I am looking to convert a .wav file recorded through an android phone at 16000 to text using C#; namely the System.Speech namespace. My code is mentioned below;
recognizer.SetInputToWaveFile(Server.MapPath("~/spoken.wav"));
recognizer.LoadGrammar(new DictationGrammar());
RecognitionResult result = recognizer.Recognize();
label1.Text = result.Text;
The is working perfectly with sample .wav "Hello world" file. However when i record something on teh phone and try to convert to on the pc, the converted text is no where close to what i had recoreded. Is there some way to make sure the audio file is transcribed accurately?
What format is the phone's audio file recorded in? Is the file encoded? Microsoft recognizer supports PCM, ALaw, and ULaw. Make sure you are recording in a supported format. You can look at the RecognizerInfo.SupportedAudioFormats Property - http://msdn.microsoft.com/en-us/library/system.speech.recognition.recognizerinfo.supportedaudioformats(v=VS.90).aspx and check the formats your recognizer version supports.
Did you listen to the file you recorded on your phone? Is it noisy? Does it sound clear? Make sure you are feeding the recognizer the best sounding audio you can.

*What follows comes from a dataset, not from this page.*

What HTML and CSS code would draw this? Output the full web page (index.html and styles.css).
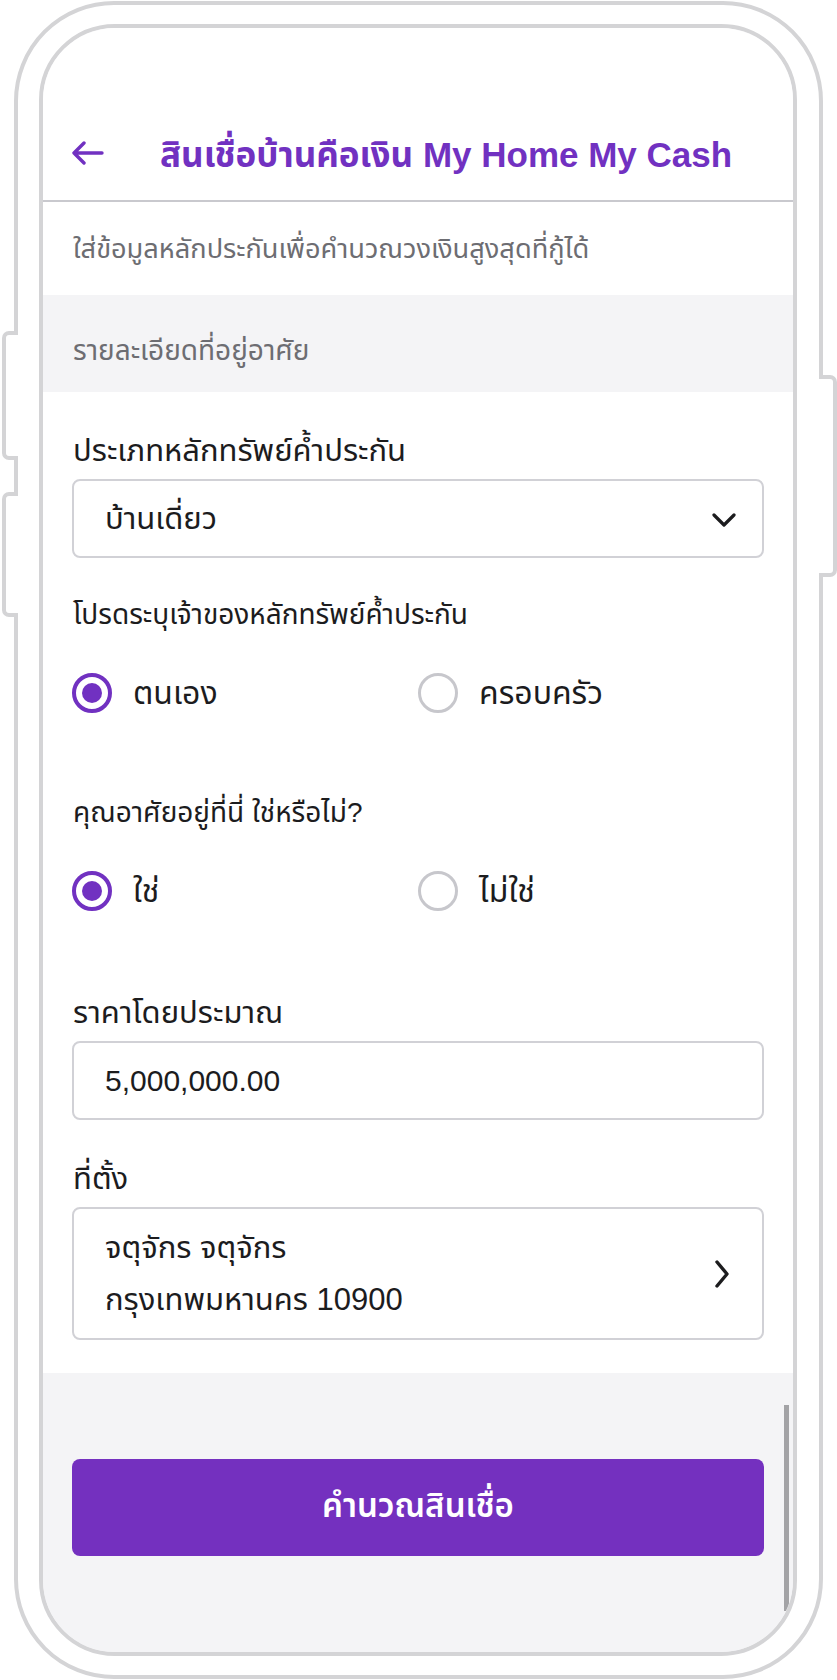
FILE: index.html
```html
<!DOCTYPE html>
<html lang="th">
<head>
<meta charset="utf-8">
<title>สินเชื่อบ้านคือเงิน My Home My Cash</title>
<link rel="stylesheet" href="styles.css">
</head>
<body>
<div class="device">
  <span class="side-btn side-btn--l1"></span>
  <span class="side-btn side-btn--l2"></span>
  <span class="side-btn side-btn--r"></span>
  <div class="screen">
    <header class="topbar">
      <svg class="back" width="32" height="24" viewBox="0 0 32 24" fill="none" stroke="currentColor" stroke-width="3.4" stroke-linecap="round" stroke-linejoin="round"><path d="M2 12H30M12 2L2 12L12 22"/></svg>
      <h1 class="title">สินเชื่อบ้านคือเงิน My Home My Cash</h1>
    </header>
    <p class="intro">ใส่ข้อมูลหลักประกันเพื่อคำนวณวงเงินสูงสุดที่กู้ได้</p>
    <div class="section-head">รายละเอียดที่อยู่อาศัย</div>
    <div class="form">
      <div class="label label--lg">ประเภทหลักทรัพย์ค้ำประกัน</div>
      <div class="field field--select">
        <span class="field-text">บ้านเดี่ยว</span>
        <svg class="chev-down" width="24" height="14" viewBox="0 0 24 14" fill="none" stroke="currentColor" stroke-width="3.2" stroke-linecap="round" stroke-linejoin="round"><path d="M2 2L12 12L22 2"/></svg>
      </div>

      <div class="label label--sm">โปรดระบุเจ้าของหลักทรัพย์ค้ำประกัน</div>
      <div class="radios">
        <div class="radio radio--on"><span class="dot"></span><span class="radio-text">ตนเอง</span></div>
        <div class="radio"><span class="dot"></span><span class="radio-text">ครอบครัว</span></div>
      </div>

      <div class="label label--sm label--gap">คุณอาศัยอยู่ที่นี่ ใช่หรือไม่?</div>
      <div class="radios">
        <div class="radio radio--on"><span class="dot"></span><span class="radio-text">ใช่</span></div>
        <div class="radio"><span class="dot"></span><span class="radio-text">ไม่ใช่</span></div>
      </div>

      <div class="label label--lg label--gap2">ราคาโดยประมาณ</div>
      <div class="field">
        <span class="field-text field-text--num">5,000,000.00</span>
      </div>

      <div class="label label--lg label--after-field">ที่ตั้ง</div>
      <div class="field field--address">
        <div class="address">
          <span class="field-text">จตุจักร จตุจักร</span>
          <span class="field-text">กรุงเทพมหานคร 10900</span>
        </div>
        <svg class="chev-right" width="16" height="28" viewBox="0 0 16 28" fill="none" stroke="currentColor" stroke-width="3.4" stroke-linecap="round" stroke-linejoin="round"><path d="M3 2L13 14L3 26"/></svg>
      </div>
    </div>
    <div class="actions">
      <button class="primary" type="button">คำนวณสินเชื่อ</button>
    </div>
    <span class="scrollbar"></span>
  </div>
</div>
</body>
</html>
```
FILE: styles.css
```css
* { box-sizing: border-box; }

html, body {
  margin: 0;
  padding: 0;
  background: #ffffff;
}

body {
  font-family: "Liberation Sans", "Noto Sans Thai", "Noto Sans", sans-serif;
  color: #1c1c1e;
}

.device {
  position: relative;
  margin: 1px 0 0 14px;
  width: 809px;
  height: 1678px;
  border: 4px solid #d4d4d6;
  border-radius: 100px;
  padding: 19px 22px 19px 21px;
  background: #ffffff;
}

.side-btn {
  position: absolute;
  width: 16px;
  border: 4px solid #d4d4d6;
  background: #ffffff;
}

.side-btn--l1,
.side-btn--l2 {
  left: -16px;
  border-right: none;
  border-radius: 7px 0 0 7px;
}

.side-btn--l1 { top: 326px; height: 129px; }
.side-btn--l2 { top: 487px; height: 125px; }

.side-btn--r {
  right: -18px;
  width: 18px;
  top: 370px;
  height: 202px;
  border-left: none;
  border-radius: 0 7px 7px 0;
}

.screen {
  position: relative;
  height: 1632px;
  border: 4px solid #d4d4d6;
  border-radius: 76px;
  overflow: hidden;
  background: #f4f4f6;
  display: flex;
  flex-direction: column;
}

.topbar {
  background: #ffffff;
  height: 174px;
  padding: 100px 0 0 29px;
  display: flex;
  align-items: flex-start;
  border-bottom: 2px solid #c9c9ce;
  color: #7131c1;
}

.back {
  flex: none;
  margin-top: 13px;
}

.title {
  margin: 2px 0 0 56px;
  font-size: 35px;
  line-height: 50px;
  font-weight: 700;
  color: #7131c1;
  white-space: nowrap;
}

.intro {
  margin: 0;
  background: #ffffff;
  height: 93px;
  padding: 30px 0 0 30px;
  font-size: 27.2px;
  line-height: 34px;
  color: #6d6d72;
}

.section-head {
  height: 97px;
  padding: 39px 0 0 30px;
  font-size: 28px;
  line-height: 34px;
  color: #6d6d72;
  background: #f4f4f6;
}

.form {
  background: #ffffff;
  padding: 41px 29px 33px 29px;
  display: flex;
  flex-direction: column;
}

.label {
  line-height: 36px;
  color: #1c1c1e;
  padding-left: 1px;
}

.label--lg {
  font-size: 31px;
  margin-bottom: 10px;
}

.label--sm {
  font-size: 28px;
  margin-top: 39px;
  margin-bottom: 40px;
}

.label--gap { margin-top: 82px; }
.label--gap2 { margin-top: 84px; }
.label--after-field { margin-top: 41px; }

.field {
  height: 79px;
  border: 2px solid #d1d1d6;
  border-radius: 8px;
  padding: 0 26px 0 31px;
  display: flex;
  align-items: center;
  justify-content: space-between;
  color: #1c1c1e;
}

.field-text {
  font-size: 31px;
  line-height: 52px;
}

.field-text--num { font-size: 30px; }

.chev-down { flex: none; margin-top: 2px; }

.field--address {
  height: 133px;
  padding-top: 13px;
  padding-bottom: 12px;
  padding-right: 32px;
}

.address {
  display: flex;
  flex-direction: column;
}

.chev-right { flex: none; }

.radios {
  display: grid;
  grid-template-columns: 1fr 1fr;
  height: 40px;
}

.radio {
  display: flex;
  align-items: center;
  gap: 21px;
}

.dot {
  flex: none;
  width: 40px;
  height: 40px;
  border-radius: 50%;
  border: 3px solid #c7c7cc;
  position: relative;
}

.radio--on .dot {
  border: 4px solid #7131c1;
}

.radio--on .dot::after {
  content: "";
  position: absolute;
  left: 6px;
  top: 6px;
  width: 20px;
  height: 20px;
  border-radius: 50%;
  background: #7131c1;
}

.radio-text {
  font-size: 32px;
  line-height: 40px;
  color: #1c1c1e;
}

.actions {
  flex: 1;
  background: #f4f4f6;
  padding: 86px 29px 0 29px;
}

.primary {
  display: block;
  width: 100%;
  height: 97px;
  border: none;
  border-radius: 8px;
  background: #7430bf;
  color: #ffffff;
  font-family: inherit;
  font-size: 33px;
  font-weight: 600;
  line-height: 40px;
  padding: 0 0 4px 0;
}

.scrollbar {
  position: absolute;
  right: 4px;
  top: 1377px;
  width: 5px;
  height: 206px;
  background: #a3a3a6;
}
```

Since you are using a Dictation grammar, I'm assuming you're using Windows 7. Have you tried training the recognizer? My understanding is that the dictation grammar performance can be improved by training and that the standard Windows 7 speech recognition training will help its performance - http://windows.microsoft.com/en-US/windows7/Set-up-Speech-Recognition
Some other questions on StackOverflow may also give you some insights. See good Speech recognition API to start.